Presidents and public vaults
In 1807, the first burial at Congressional Cemetery was that of William Swinton, a stonecutter who worked on the Capitol building. Three months later, the cemetery interred its first Senator, Connecticut’s Uriah Tracey. Because of its proximity to Capitol Hill, almost every Congressman (the first woman wasn’t elected to Congress until 1916) who died over the next 30 years was buried alongside Tracey. Their graves are marked by unique stones designed by architect Benjamin Henry Latrobe.
Despite its official-sounding name, Congressional Cemetery—originally known as the Washington Parish Burial Ground—was established by private citizens. Now run as a non-profit organization, you don’t have to be a member of Congress to be buried here—“you just have to be dead,” according to the cemetery website.
More than 65,000 people who fit that requirement are buried here beneath 25,000 headstones, including the first director of the FBI, J. Edgar Hoover; Push-ma-ta-ha, a Choctaw Indian chief, warrior and diplomat; Anne Royall, the nation’s first newspaperwoman; John Philip Sousa, the composer known as ”The March King”; Elbridge Gerry, the only signer of the Declaration of Independence interred in D.C.; and the father of photojournalism, Mathew Brady.
The cemetery’s public vault was built by Congress in 1835 and used as the temporary resting place of at least 6,000 people. The vault held the bodies of Presidents John Quincy Adams, William Henry Harrison, and Zachary Taylor until they could be buried elsewhere. First Lady Dolley Madison—who personally knew all of the first twelve presidents—remained in the vault for two years because her family couldn’t afford to give her a proper burial. The vault was restored in 2005 and is currently available to rent for events.
There are many factors that make Congressional Cemetery unique, but the one that has had the most lasting effect on me is its section of more than 30 LGBTQ veterans and activists. This “gay corner” may be the only one of its kind in the world—and the fact that Hoover and his protégé, Clyde Tolson, are buried nearby is not a coincidence.
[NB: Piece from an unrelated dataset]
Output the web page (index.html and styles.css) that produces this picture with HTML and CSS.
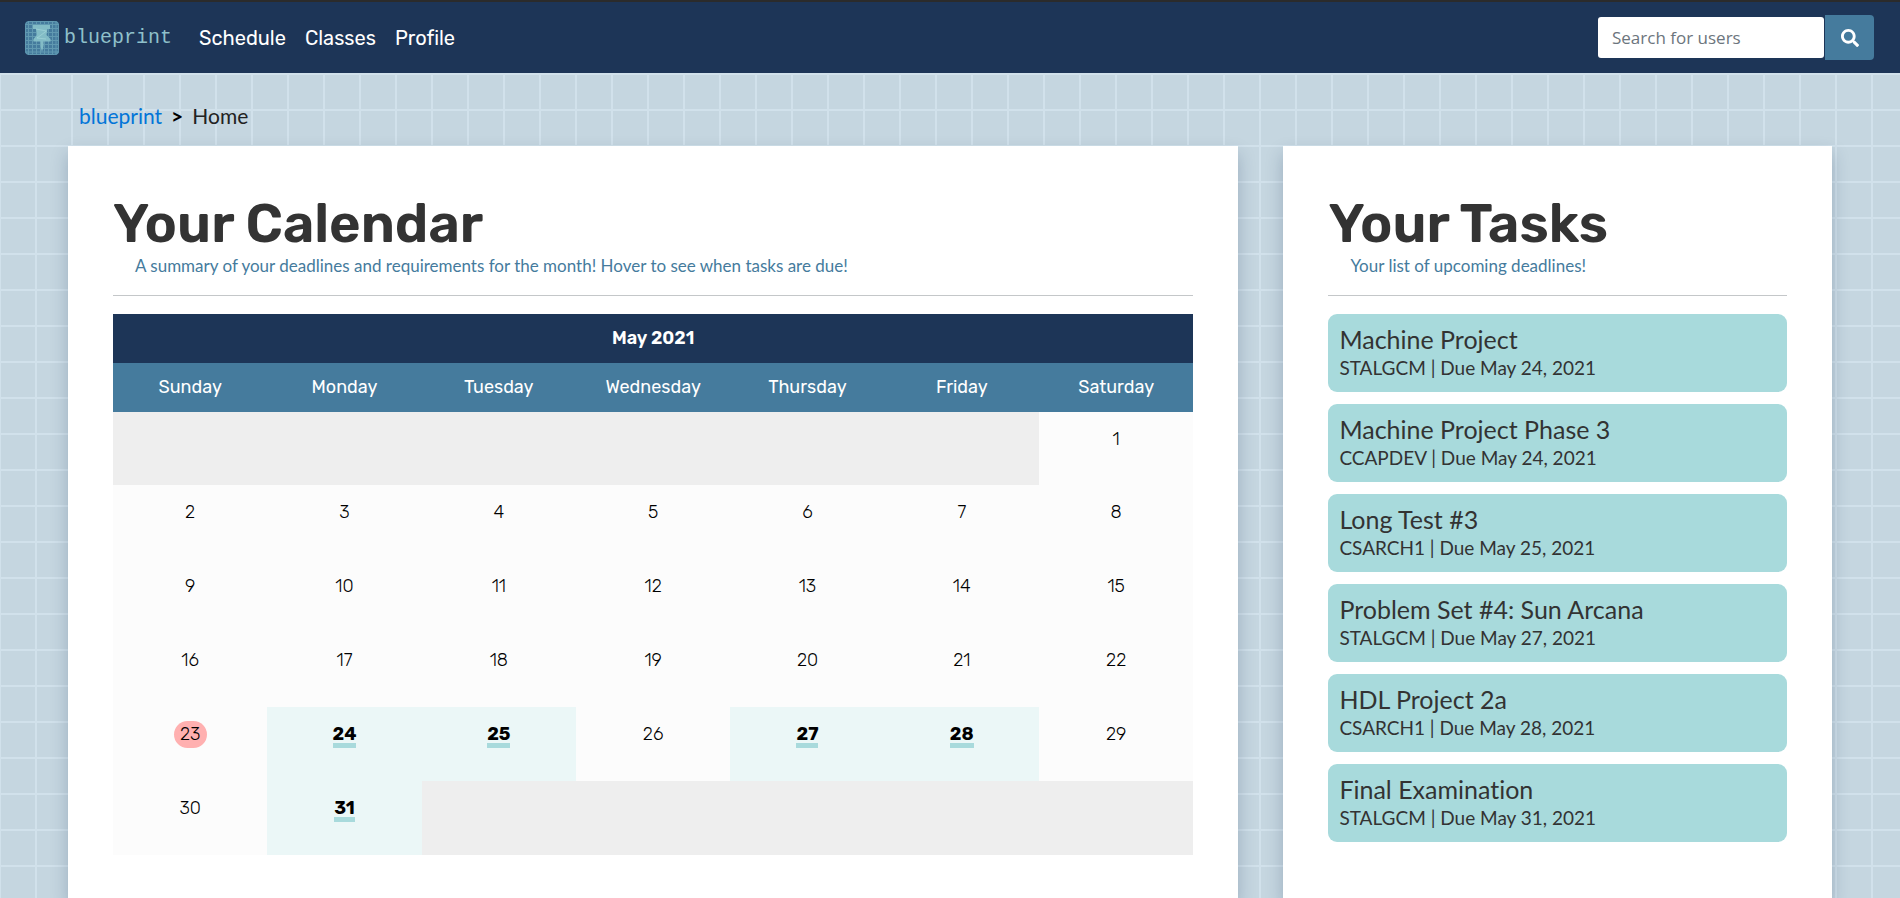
FILE: index.html
```html
<!DOCTYPE html>
<html lang="en">
<head>
<meta charset="utf-8">
<title>blueprint | Home</title>
<link rel="stylesheet" href="styles.css">
</head>
<body>
<header class="navbar">
  <a class="brand" href="#" aria-label="blueprint">
    <svg class="brand-mark" viewBox="0 0 34 34" aria-hidden="true">
      <rect width="34" height="34" rx="4" fill="#457b9d"/>
      <path d="M3.500 0V34M7.500 0V34M11.500 0V34M15.500 0V34M19.500 0V34M23.500 0V34M27.500 0V34M31 0V34M0 3.500H34M0 7.500H34M0 11.500H34M0 15.500H34M0 19.500H34M0 23.500H34M0 27.500H34M0 31H34" stroke="#6199b1" fill="none"/>
      <path d="M8 4H25V8H22.500L21.500 14L25.500 18V20.500H18.500V25L17 31L15.500 25V20.500H8.500V18L12 14L11 8H8Z" fill="#83bcc6"/>
      <path d="M11 8L21.500 10L12 17L21 18" stroke="#a8dadc" stroke-opacity=".6" fill="none"/>
      <rect x=".5" y=".5" width="33" height="33" rx="4" fill="none" stroke="#6199b1"/>
    </svg>
    <span class="brand-name">blueprint</span>
  </a>
  <nav class="nav-links">
    <a href="#">Schedule</a>
    <a href="#">Classes</a>
    <a href="#">Profile</a>
  </nav>
  <form class="search" role="search">
    <input class="search-input" type="search" placeholder="Search for users" aria-label="Search for users">
    <button class="search-button" type="submit" aria-label="Search">
      <svg viewBox="0 0 512 512" width="18" height="18" aria-hidden="true"><path fill="#fff" d="M505 442.700L405.300 343c-4.500-4.500-10.600-7-17-7H372c27.600-35.300 44-79.700 44-128C416 93.100 322.900 0 208 0S0 93.100 0 208s93.100 208 208 208c48.300 0 92.700-16.400 128-44v16.300c0 6.400 2.500 12.500 7 17l99.700 99.700c9.400 9.400 24.600 9.400 33.900 0l28.300-28.300c9.400-9.400 9.400-24.600.1-34zM208 336c-70.700 0-128-57.200-128-128 0-70.700 57.200-128 128-128 70.700 0 128 57.200 128 128 0 70.700-57.200 128-128 128z"/></svg>
    </button>
  </form>
</header>
<nav class="breadcrumb" aria-label="Breadcrumb">
  <a href="#">blueprint</a><span class="separator">&gt;</span><span>Home</span>
</nav>
<main class="board">
  <section class="card">
    <h1 class="title">Your Calendar</h1>
    <p class="subtitle">A summary of your deadlines and requirements for the month! Hover to see when tasks are due!</p>
    <table class="calendar">
      <thead>
        <tr class="month"><th colspan="7">May 2021</th></tr>
        <tr class="weekdays"><th>Sunday</th><th>Monday</th><th>Tuesday</th><th>Wednesday</th><th>Thursday</th><th>Friday</th><th>Saturday</th></tr>
      </thead>
      <tbody>
        <tr><td class="empty" colspan="6"></td><td>1</td></tr>
        <tr><td>2</td><td>3</td><td>4</td><td>5</td><td>6</td><td>7</td><td>8</td></tr>
        <tr><td>9</td><td>10</td><td>11</td><td>12</td><td>13</td><td>14</td><td>15</td></tr>
        <tr><td>16</td><td>17</td><td>18</td><td>19</td><td>20</td><td>21</td><td>22</td></tr>
        <tr><td><span class="today">23</span></td><td class="due"><span>24</span></td><td class="due"><span>25</span></td><td>26</td><td class="due"><span>27</span></td><td class="due"><span>28</span></td><td>29</td></tr>
        <tr><td>30</td><td class="due"><span>31</span></td><td class="empty" colspan="5"></td></tr>
      </tbody>
    </table>
  </section>
  <section class="card">
    <h1 class="title">Your Tasks</h1>
    <p class="subtitle">Your list of upcoming deadlines!</p>
    <ul class="tasks">
      <li class="task"><h2>Machine Project</h2><p>STALGCM | Due May 24, 2021</p></li>
      <li class="task"><h2>Machine Project Phase 3</h2><p>CCAPDEV | Due May 24, 2021</p></li>
      <li class="task"><h2>Long Test #3</h2><p>CSARCH1 | Due May 25, 2021</p></li>
      <li class="task"><h2>Problem Set #4: Sun Arcana</h2><p>STALGCM | Due May 27, 2021</p></li>
      <li class="task"><h2>HDL Project 2a</h2><p>CSARCH1 | Due May 28, 2021</p></li>
      <li class="task"><h2>Final Examination</h2><p>STALGCM | Due May 31, 2021</p></li>
    </ul>
  </section>
</main>
</body>
</html>
```

FILE: styles.css
```css
* { box-sizing: border-box; }

body {
  margin: 0;
  min-height: 100vh;
  display: flex;
  flex-direction: column;
  color: #333;
  font-family: Rubik, Roboto, "Liberation Sans", sans-serif;
  font-variant-ligatures: none;
  background-color: #c5d6e0;
  background-image:
    linear-gradient(#d1e1eb 2px, transparent 2px),
    linear-gradient(90deg, #d1e1eb 2px, transparent 2px);
  background-size: 36px 36px;
  background-position: -1px 1px;
}

a { text-decoration: none; }

.navbar {
  display: flex;
  align-items: center;
  height: 73px;
  padding: 0 26px 0 25px;
  background: #1d3557;
  border-top: 2px solid #2b2b2b;
}

.brand {
  display: flex;
  align-items: center;
  gap: 5px;
  color: #8fc0ca;
}

.brand-mark { width: 34px; height: 34px; }

.brand-name {
  font-family: "Liberation Mono", monospace;
  font-size: 20px;
}

.nav-links {
  display: flex;
  gap: 19px;
  margin-left: 27px;
}

.nav-links a {
  color: #fff;
  font-size: 20px;
  font-weight: 400;
}

.search {
  display: flex;
  align-items: center;
  gap: 1px;
  margin-left: auto;
}

.search-input {
  width: 226px;
  height: 41px;
  padding: 0 14px;
  border: 0;
  border-radius: 3px;
  background: #fff;
  font-family: "Open Sans", "Noto Sans", sans-serif;
  font-size: 17px;
}

.search-input::placeholder { color: #6c757d; }

.search-button {
  display: grid;
  place-items: center;
  width: 49px;
  height: 45px;
  padding: 0;
  border: 0;
  border-radius: 0 4px 4px 0;
  background: #457b9d;
}

.breadcrumb {
  display: flex;
  align-items: center;
  height: 73px;
  padding: 12px 79px 0;
  color: #222;
  font-family: Lato, sans-serif;
  font-size: 21px;
}

.breadcrumb a { color: #0275d8; }

.separator {
  margin: 0 9px;
  color: #000;
  font-weight: 700;
}

.board {
  flex: 1;
  display: grid;
  grid-template-columns: 32fr 15fr;
  gap: 45px;
  padding: 0 68px;
}

.card {
  padding: 48px 45px 0;
  background: #fff;
  box-shadow: 0 8px 16px rgba(29, 53, 87, 0.25);
}

.title {
  margin: 0;
  font-size: 54px;
  font-weight: 600;
  line-height: 61px;
}

.subtitle {
  margin: 0 0 18px;
  padding: 0 22px 18px;
  border-bottom: 1px solid #c4c7c9;
  color: #457b9d;
  font-family: Lato, sans-serif;
  font-size: 17px;
  line-height: 22px;
}

.calendar {
  width: 100%;
  table-layout: fixed;
  border-collapse: collapse;
  color: #000;
  font-size: 18px;
  line-height: 27px;
  text-align: center;
}

.calendar th {
  height: 49px;
  padding: 0;
  color: #fff;
  font-weight: 600;
}

.calendar .month { background: #1d3557; }
.calendar .weekdays { background: #457b9d; }
.calendar .weekdays th { font-weight: 400; }

.calendar td {
  height: 74px;
  padding: 14px 0 0;
  background: #fcfcfc;
  font-weight: 300;
  vertical-align: top;
}

.calendar tbody tr:first-child td { height: 73px; }

.calendar .empty { background: #eee; }

.calendar .due {
  background: #ebf7f7;
  font-weight: 700;
}

.due span {
  display: inline-block;
  height: 27px;
  border-bottom: 5px solid #a8dadc;
}

.today {
  display: inline-block;
  width: 33px;
  border-radius: 14px;
  background: #ffb0b0;
}

.tasks {
  display: grid;
  gap: 12px;
  margin: 0;
  padding: 0;
  list-style: none;
}

.task {
  height: 78px;
  padding: 10px 11px;
  border-radius: 9px;
  background: #a8dadc;
  font-family: Lato, sans-serif;
}

.task h2 {
  margin: 0;
  font-size: 25px;
  font-weight: 400;
  line-height: 30px;
}

.task p {
  margin: 0;
  font-size: 19px;
  line-height: 27px;
}
```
When Leonard Matlovich, a Vietnam veteran, died in 1988, he specifically chose to be buried close to the former FBI Director and Tolson, his rumored lover. His black granite stone—reminiscent of the Vietnam Veterans Memorial—is engraved with the words “A gay veteran,” and his last name only appears at the foot of the grave.
“Matlovich’s choice to be buried at the cemetery inspired other LGBTQ activists to be buried at the cemetery, including Barbara Gittings,” says Maloy. In the 1960s, Gittings, a prominent activist, closely worked with Frank Kameny, another significant figure in the gay rights movement who was fired from his job as an Army astronomer just for being gay.
Kameny appealed his dismissal by filing the first known civil rights claim based on sexual orientation discrimination, and Gittings joined him on the picket lines (he lost). Gittings and Kameny are now neighbors in the gay corner, continuing their activism even in death. Kameny’s footstone reads simply, “Gay is good.”
Some plots in the gay corner don’t yet have death dates inscribed because their owners are still alive. Tom “Gator” Swann, a “proud gay veteran,” has erected a stone with an alligator in a top hat and the epitaph, “Never give up hope or give in to discrimination.”
Proudly engraving your truth on a headstone is brave enough, but Herbert Kubli and Mark McElreath went one step further by marking their plot in the gay corner with a bench engraved with a photo of their two cats and the words “Cat lovers”—a bold move in the middle of a cemetery crawling with dogs.
But it’s Matlovich’s epitaph, which sits below two pink granite triangles, that packs the biggest emotional punch: “When I was in the military, they gave me a medal for killing two men, and a discharge for loving one.”
A future for your four-legged friends
Planning for the future may seem like a tricky prospect for a space so rooted in the past, but Congressional Cemetery’s approach seems to be working. The cemetery’s first attempt at hosting goat yoga—the first event of its kind in the D.C. area—was a huge success. Grounds maintenance and upkeep aren’t cheap—people keep moving into the cemetery, but no one ever moves out—and finding new sources of revenue is vital to the cemetery’s survival. Congressional offers seasonal ghost tours, and visitors can pick up a brochure or download the cemetery’s app to find the graves of specific people.
“We have numerous other events at the cemetery, from 5Ks and historic walking tours to concerts and a Day of the Dog festival in the spring,” says Maloy. “We try to reach a diverse demographic through these events, and to ensure that the cemetery stays relevant to the community for years to come.”
Soon, dogs like Dray and Oskar will have the chance to enjoy Congressional Cemetery for all of eternity. In a move that may seem obvious, the cemetery plans to open the grounds to pet burials sometime this year. The Kingdom of Animals section—available to all animals, not just dogs—will be D.C.’s first official pet burial space.
“Promoting Congressional Cemetery as a community space allows, and even encourages, the community to be a part of Congressional Cemetery’s future,” says Maloy. “Those who use the cemetery for its many purposes love and respect this historic space.”
Williams adds: “It’s a beautiful, friendly, happy, and fascinating place.”